Phosphorous is an important part of DNA – the fundamental molecule of all living organisms. Every single cell in your body contains countless DNA molecules, and they all contain phosphorous. But where did the phosphorous come from, and how did it arrive here on Earth?

Using observations of ALMA and of the European space probe Rosetta, astronomers are now beginning to find the answer to that question. In a sense, they have traced back the history of the phosphorous in our bodies.

Phosphorous is produced by nuclear reactions in the interiors of stars. At the end of their lives, stars shed their outer layers, or they explode altogether. As a result, the phosphorous atoms are blown into space. ALMA has now discovered that they can team up with oxygen atoms to form molecules of phosphorous monoxide.

According to the observations of ALMA, these molecules form under the influence of energetic radiation and shock waves from young, massive stars. These stars blow out empty regions in the surrounding clouds of gas and dust. The phosphorous monoxide molecules form preferentially on the inner walls of these empty regions.

ALMA also revealed that phosphorous monoxide is the most abundant phosphorous-bearing molecule in the universe. So how did it finally arrive on Earth? That’s where the observations of Rosetta came in. The European spacecraft carried out close-up studies of a comet in our own solar system.

Comets are the icy building blocks of planets. Rosetta discovered that the nucleus of comet 67P contains molecules of phosphorous monoxide. Apparently, when the Sun was born, these molecules became trapped in the first, frozen clumps of matter that formed in the outer parts of the surrounding disk.

So here’s the story. Phosphorous monoxide molecules form in interstellar space, in the neighborhood of massive stars. They become part of the clouds of gas and dust that give birth to stars like our own Sun. These stars are surrounded by flat, rotating disks from which planets are eventually born. The phosphorous monoxide molecules get trapped in icy comets that clump together in the outer parts of these disks.

Finally, when comets crash into newborn planets, the phosphorous ends up on those planets, including on our own Earth. There, it is available as an ingredient for living organisms like you and me!

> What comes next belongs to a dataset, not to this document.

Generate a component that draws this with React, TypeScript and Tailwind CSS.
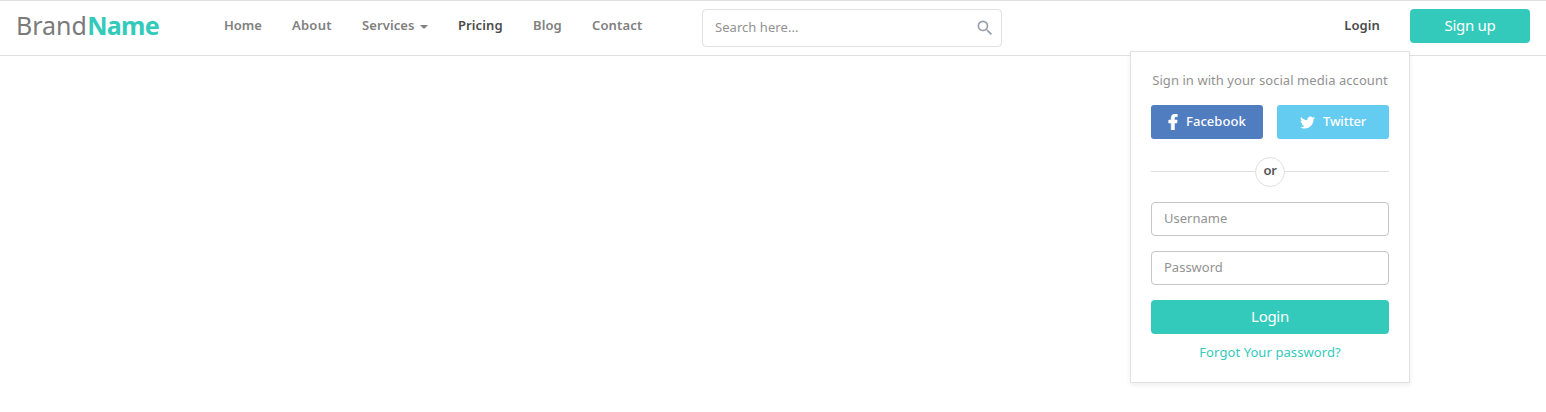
import { FaFacebookF, FaTwitter } from "react-icons/fa";
import { MdSearch } from "react-icons/md";

const links = [
  { label: "Home", style: "w-[38px] text-[#808080]" },
  { label: "About", style: "w-[40px] text-[#808080] tracking-[0.25px]" },
  { label: "Services", style: "w-[66px] text-[#808080] tracking-[0.1px]", caret: true },
  { label: "Pricing", style: "w-[45px] text-[#4a4a4a] tracking-[0.1px]" },
  { label: "Blog", style: "w-[29px] text-[#808080] tracking-[0.1px]" },
  { label: "Contact", style: "w-[51px] text-[#808080] tracking-[0.15px]" },
];

function NavLinks() {
  return (
    <nav className="ml-[65px] flex w-[478px] gap-[30px] pt-[14px] text-[13px] leading-[20px] font-semibold">
      {links.map((l) => (
        <a key={l.label} href="#" className={`flex shrink-0 items-center whitespace-nowrap ${l.style}`}>
          <span>{l.label}</span>
          {l.caret && (
            <span className="mt-[3px] ml-auto h-0 w-0 border-x-4 border-t-4 border-x-transparent border-t-[#808080]" />
          )}
        </a>
      ))}
    </nav>
  );
}

function LoginMenu() {
  return (
    <div className="absolute top-[50px] right-[136px] h-[332px] w-[280px] border border-[#e2e2e2] bg-white px-5 pt-[18px] text-[13px] shadow-[0_2px_5px_rgba(0,0,0,0.07)]">
      <p className="text-center leading-[20px] tracking-[0.06px] whitespace-nowrap text-[#929292]">
        Sign in with your social media account
      </p>
      <div className="mt-[15px] flex gap-[14px] font-medium text-white">
        <button className="flex h-[34px] w-[112px] items-center rounded-[3px] bg-[#507cc0] pl-[14px]">
          <FaFacebookF size={16} stroke="currentColor" strokeWidth={20} />
          <span className="ml-[5px] tracking-[0.05px]">Facebook</span>
        </button>
        <button className="flex h-[34px] w-[112px] items-center rounded-[3px] bg-[#64ccf1] pl-[23px]">
          <FaTwitter size={15} />
          <span className="ml-[8px] tracking-[-0.1px]">Twitter</span>
        </button>
      </div>
      <div className="mt-[18px] flex h-[30px] items-center">
        <span className="mb-px h-px flex-1 bg-[#dfdfdf]" />
        <span className="flex h-[30px] w-[30px] items-center justify-center rounded-full border border-[#dfdfdf] pb-[2px] font-semibold tracking-[-0.3px] text-[#555]">
          or
        </span>
        <span className="mb-px h-px flex-1 bg-[#dfdfdf]" />
      </div>
      <input
        placeholder="Username"
        className="mt-[15px] block h-[34px] w-full rounded-[4px] border border-[#c6c6c6] px-3 pb-[2px] outline-none placeholder:text-[#929292]"
      />
      <input
        type="password"
        placeholder="Password"
        className="mt-[15px] block h-[34px] w-full rounded-[4px] border border-[#c6c6c6] px-3 pb-[2px] outline-none placeholder:text-[#929292]"
      />
      <button className="mt-[15px] block h-[34px] w-full rounded-[4px] bg-[#33cabb] pb-px text-[15px] tracking-[-0.3px] text-white">
        Login
      </button>
      <a href="#" className="mt-[8px] block text-center leading-[20px] tracking-[0.08px] text-[#33cabb]">
        Forgot Your password?
      </a>
    </div>
  );
}

export default function App() {
  return (
    <div className="min-h-[412px] bg-white font-['Noto_Sans',sans-serif]">
      <header className="relative flex h-[56px] items-start border-y border-[#e0e0e0] pr-4 pl-4">
        <a href="#" className="flex w-[143px] pt-[6px] text-[25px] leading-[36px] whitespace-nowrap text-[#7a7a7a]">
          <span className="w-[72px]">Brand</span>
          <b className="font-bold tracking-[-0.7px] text-[#33cabb]">Name</b>
        </a>
        <NavLinks />
        <label className="mt-[8px] flex h-[38px] w-[300px] items-center rounded-[4px] border border-[#dfe0e4] pr-[6px] pl-[12px]">
          <input
            placeholder="Search here..."
            className="min-w-0 flex-1 text-[13px] tracking-[0.05px] outline-none placeholder:text-[#929292]"
          />
          <MdSearch size={20} className="text-[#96a1ad]" />
        </label>
        <a href="#" className="ml-auto pt-[14px] text-[13px] leading-[20px] font-semibold tracking-[0.1px] text-[#4a4a4a]">
          Login
        </a>
        <button className="mt-[8px] ml-[30px] h-[34px] w-[120px] rounded-[4px] bg-[#33cabb] pb-px text-[15px] tracking-[-0.3px] text-white">
          Sign up
        </button>
        <LoginMenu />
      </header>
    </div>
  );
}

ALMA studied the distribution of phosphorous-bearing molecules in a nebula known as AFGL5142. In this huge cloud of gas and dust, new massive stars are forming. ALMA found two phosphorous-bearing molecules: phosphorous monoxide (abbreviated as PO) and phosphorous nitride (PN). PO molecules turned out to be the most abundant. The European Space Agency’s Rosetta spacecraft visited a comet known as 67P/Churyumov-Gerasimenko (named after its two discoverers) and used its ROSINA instrument to study the composition of the comet. 67P also turned out to contain phosphorous monoxide molecules. If the same is true for comets in general, cometary impacts may have seeded the Earth with phosphorous, one of the building blocks of life.


The study of phosphorous-bearing molecules in space and in comets was carried out by a large international team of astronomers and space scientists, led by Victor Rivilla of the Arcetri Asstrophysical Observatory in Italy and Kathrin Altwegg of the University of Bern in Switzerland. Victor and Kathrin worked together with eleven colleagues from many European countries, and with the science team that operated the ROSINA instrument on the Rosetta spacecraft. The team published their results in the Monthly Notices of the Royal Astronomical Society.